**Source excerpt**.

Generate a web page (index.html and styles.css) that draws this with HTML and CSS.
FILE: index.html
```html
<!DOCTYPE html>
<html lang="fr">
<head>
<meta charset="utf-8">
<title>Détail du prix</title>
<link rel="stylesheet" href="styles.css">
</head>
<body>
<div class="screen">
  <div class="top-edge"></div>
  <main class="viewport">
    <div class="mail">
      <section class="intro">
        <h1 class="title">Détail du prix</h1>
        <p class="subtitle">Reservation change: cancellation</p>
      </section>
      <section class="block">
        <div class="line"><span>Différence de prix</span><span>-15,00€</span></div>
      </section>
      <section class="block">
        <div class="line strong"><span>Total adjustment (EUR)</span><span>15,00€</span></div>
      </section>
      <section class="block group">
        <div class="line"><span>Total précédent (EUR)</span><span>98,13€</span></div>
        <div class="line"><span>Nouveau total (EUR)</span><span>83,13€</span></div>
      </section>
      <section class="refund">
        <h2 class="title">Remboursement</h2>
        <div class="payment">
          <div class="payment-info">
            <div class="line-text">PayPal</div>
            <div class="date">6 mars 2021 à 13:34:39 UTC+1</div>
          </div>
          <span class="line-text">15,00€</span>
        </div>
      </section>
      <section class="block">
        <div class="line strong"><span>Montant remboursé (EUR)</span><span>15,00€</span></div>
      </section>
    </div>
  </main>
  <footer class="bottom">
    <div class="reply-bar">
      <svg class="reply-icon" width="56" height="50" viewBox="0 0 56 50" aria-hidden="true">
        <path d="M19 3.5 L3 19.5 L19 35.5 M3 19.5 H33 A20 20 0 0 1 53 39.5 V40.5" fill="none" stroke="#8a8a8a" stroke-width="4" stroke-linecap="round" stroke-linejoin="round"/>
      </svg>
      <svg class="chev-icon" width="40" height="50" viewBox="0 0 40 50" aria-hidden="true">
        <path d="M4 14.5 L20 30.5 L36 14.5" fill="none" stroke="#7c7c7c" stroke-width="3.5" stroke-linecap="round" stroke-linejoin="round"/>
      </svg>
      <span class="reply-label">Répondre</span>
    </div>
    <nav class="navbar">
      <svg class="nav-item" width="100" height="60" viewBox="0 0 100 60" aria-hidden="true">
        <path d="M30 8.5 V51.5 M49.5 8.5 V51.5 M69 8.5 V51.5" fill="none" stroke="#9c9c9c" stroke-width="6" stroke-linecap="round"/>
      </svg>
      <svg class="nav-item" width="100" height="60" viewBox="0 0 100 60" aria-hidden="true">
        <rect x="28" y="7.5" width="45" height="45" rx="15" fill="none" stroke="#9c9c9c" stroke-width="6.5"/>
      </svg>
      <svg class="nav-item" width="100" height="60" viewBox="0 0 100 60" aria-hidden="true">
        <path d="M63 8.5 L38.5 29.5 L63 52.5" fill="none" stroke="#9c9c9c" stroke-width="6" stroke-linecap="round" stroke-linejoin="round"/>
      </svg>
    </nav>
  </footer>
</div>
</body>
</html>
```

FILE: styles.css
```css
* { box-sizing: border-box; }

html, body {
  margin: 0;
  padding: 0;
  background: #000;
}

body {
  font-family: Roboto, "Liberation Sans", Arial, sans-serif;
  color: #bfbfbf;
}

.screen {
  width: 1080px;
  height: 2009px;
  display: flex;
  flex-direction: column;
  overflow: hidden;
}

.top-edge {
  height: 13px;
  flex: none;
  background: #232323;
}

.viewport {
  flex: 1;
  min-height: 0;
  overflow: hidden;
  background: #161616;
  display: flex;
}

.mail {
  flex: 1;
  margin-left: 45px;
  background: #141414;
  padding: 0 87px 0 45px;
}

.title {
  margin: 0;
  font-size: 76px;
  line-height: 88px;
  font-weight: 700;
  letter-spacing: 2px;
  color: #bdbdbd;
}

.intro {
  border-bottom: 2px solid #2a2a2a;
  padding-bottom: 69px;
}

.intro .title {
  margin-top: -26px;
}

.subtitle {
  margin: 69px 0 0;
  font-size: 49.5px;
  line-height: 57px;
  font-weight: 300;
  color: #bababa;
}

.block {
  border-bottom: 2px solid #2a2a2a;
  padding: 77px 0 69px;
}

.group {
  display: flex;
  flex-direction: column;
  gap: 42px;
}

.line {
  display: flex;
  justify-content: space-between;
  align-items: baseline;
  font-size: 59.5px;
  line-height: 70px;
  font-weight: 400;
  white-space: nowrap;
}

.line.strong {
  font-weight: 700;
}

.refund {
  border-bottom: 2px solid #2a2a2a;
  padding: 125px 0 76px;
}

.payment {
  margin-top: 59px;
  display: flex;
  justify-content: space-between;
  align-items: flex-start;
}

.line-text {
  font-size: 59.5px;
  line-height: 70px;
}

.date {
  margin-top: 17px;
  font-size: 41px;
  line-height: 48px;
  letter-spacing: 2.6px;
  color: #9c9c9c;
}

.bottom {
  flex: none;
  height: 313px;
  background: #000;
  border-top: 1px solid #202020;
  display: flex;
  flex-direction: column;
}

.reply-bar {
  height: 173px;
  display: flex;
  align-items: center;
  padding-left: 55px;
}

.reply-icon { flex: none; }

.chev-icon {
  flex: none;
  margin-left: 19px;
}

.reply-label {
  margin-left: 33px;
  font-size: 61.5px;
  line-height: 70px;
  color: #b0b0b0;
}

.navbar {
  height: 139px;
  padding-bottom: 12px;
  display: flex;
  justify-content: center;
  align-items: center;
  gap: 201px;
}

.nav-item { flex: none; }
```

**Problem**. Print again each line of the listing above, exactly as it appears.

**Reply to the task**.
Generate a web page (index.html and styles.css) that draws this with HTML and CSS.
FILE: index.html
```html
<!DOCTYPE html>
<html lang="fr">
<head>
<meta charset="utf-8">
<title>Détail du prix</title>
<link rel="stylesheet" href="styles.css">
</head>
<body>
<div class="screen">
  <div class="top-edge"></div>
  <main class="viewport">
    <div class="mail">
      <section class="intro">
        <h1 class="title">Détail du prix</h1>
        <p class="subtitle">Reservation change: cancellation</p>
      </section>
      <section class="block">
        <div class="line"><span>Différence de prix</span><span>-15,00€</span></div>
      </section>
      <section class="block">
        <div class="line strong"><span>Total adjustment (EUR)</span><span>15,00€</span></div>
      </section>
      <section class="block group">
        <div class="line"><span>Total précédent (EUR)</span><span>98,13€</span></div>
        <div class="line"><span>Nouveau total (EUR)</span><span>83,13€</span></div>
      </section>
      <section class="refund">
        <h2 class="title">Remboursement</h2>
        <div class="payment">
          <div class="payment-info">
            <div class="line-text">PayPal</div>
            <div class="date">6 mars 2021 à 13:34:39 UTC+1</div>
          </div>
          <span class="line-text">15,00€</span>
        </div>
      </section>
      <section class="block">
        <div class="line strong"><span>Montant remboursé (EUR)</span><span>15,00€</span></div>
      </section>
    </div>
  </main>
  <footer class="bottom">
    <div class="reply-bar">
      <svg class="reply-icon" width="56" height="50" viewBox="0 0 56 50" aria-hidden="true">
        <path d="M19 3.5 L3 19.5 L19 35.5 M3 19.5 H33 A20 20 0 0 1 53 39.5 V40.5" fill="none" stroke="#8a8a8a" stroke-width="4" stroke-linecap="round" stroke-linejoin="round"/>
      </svg>
      <svg class="chev-icon" width="40" height="50" viewBox="0 0 40 50" aria-hidden="true">
        <path d="M4 14.5 L20 30.5 L36 14.5" fill="none" stroke="#7c7c7c" stroke-width="3.5" stroke-linecap="round" stroke-linejoin="round"/>
      </svg>
      <span class="reply-label">Répondre</span>
    </div>
    <nav class="navbar">
      <svg class="nav-item" width="100" height="60" viewBox="0 0 100 60" aria-hidden="true">
        <path d="M30 8.5 V51.5 M49.5 8.5 V51.5 M69 8.5 V51.5" fill="none" stroke="#9c9c9c" stroke-width="6" stroke-linecap="round"/>
      </svg>
      <svg class="nav-item" width="100" height="60" viewBox="0 0 100 60" aria-hidden="true">
        <rect x="28" y="7.5" width="45" height="45" rx="15" fill="none" stroke="#9c9c9c" stroke-width="6.5"/>
      </svg>
      <svg class="nav-item" width="100" height="60" viewBox="0 0 100 60" aria-hidden="true">
        <path d="M63 8.5 L38.5 29.5 L63 52.5" fill="none" stroke="#9c9c9c" stroke-width="6" stroke-linecap="round" stroke-linejoin="round"/>
      </svg>
    </nav>
  </footer>
</div>
</body>
</html>
```

FILE: styles.css
```css
* { box-sizing: border-box; }

html, body {
  margin: 0;
  padding: 0;
  background: #000;
}

body {
  font-family: Roboto, "Liberation Sans", Arial, sans-serif;
  color: #bfbfbf;
}

.screen {
  width: 1080px;
  height: 2009px;
  display: flex;
  flex-direction: column;
  overflow: hidden;
}

.top-edge {
  height: 13px;
  flex: none;
  background: #232323;
}

.viewport {
  flex: 1;
  min-height: 0;
  overflow: hidden;
  background: #161616;
  display: flex;
}

.mail {
  flex: 1;
  margin-left: 45px;
  background: #141414;
  padding: 0 87px 0 45px;
}

.title {
  margin: 0;
  font-size: 76px;
  line-height: 88px;
  font-weight: 700;
  letter-spacing: 2px;
  color: #bdbdbd;
}

.intro {
  border-bottom: 2px solid #2a2a2a;
  padding-bottom: 69px;
}

.intro .title {
  margin-top: -26px;
}

.subtitle {
  margin: 69px 0 0;
  font-size: 49.5px;
  line-height: 57px;
  font-weight: 300;
  color: #bababa;
}

.block {
  border-bottom: 2px solid #2a2a2a;
  padding: 77px 0 69px;
}

.group {
  display: flex;
  flex-direction: column;
  gap: 42px;
}

.line {
  display: flex;
  justify-content: space-between;
  align-items: baseline;
  font-size: 59.5px;
  line-height: 70px;
  font-weight: 400;
  white-space: nowrap;
}

.line.strong {
  font-weight: 700;
}

.refund {
  border-bottom: 2px solid #2a2a2a;
  padding: 125px 0 76px;
}

.payment {
  margin-top: 59px;
  display: flex;
  justify-content: space-between;
  align-items: flex-start;
}

.line-text {
  font-size: 59.5px;
  line-height: 70px;
}

.date {
  margin-top: 17px;
  font-size: 41px;
  line-height: 48px;
  letter-spacing: 2.6px;
  color: #9c9c9c;
}

.bottom {
  flex: none;
  height: 313px;
  background: #000;
  border-top: 1px solid #202020;
  display: flex;
  flex-direction: column;
}

.reply-bar {
  height: 173px;
  display: flex;
  align-items: center;
  padding-left: 55px;
}

.reply-icon { flex: none; }

.chev-icon {
  flex: none;
  margin-left: 19px;
}

.reply-label {
  margin-left: 33px;
  font-size: 61.5px;
  line-height: 70px;
  color: #b0b0b0;
}

.navbar {
  height: 139px;
  padding-bottom: 12px;
  display: flex;
  justify-content: center;
  align-items: center;
  gap: 201px;
}

.nav-item { flex: none; }
```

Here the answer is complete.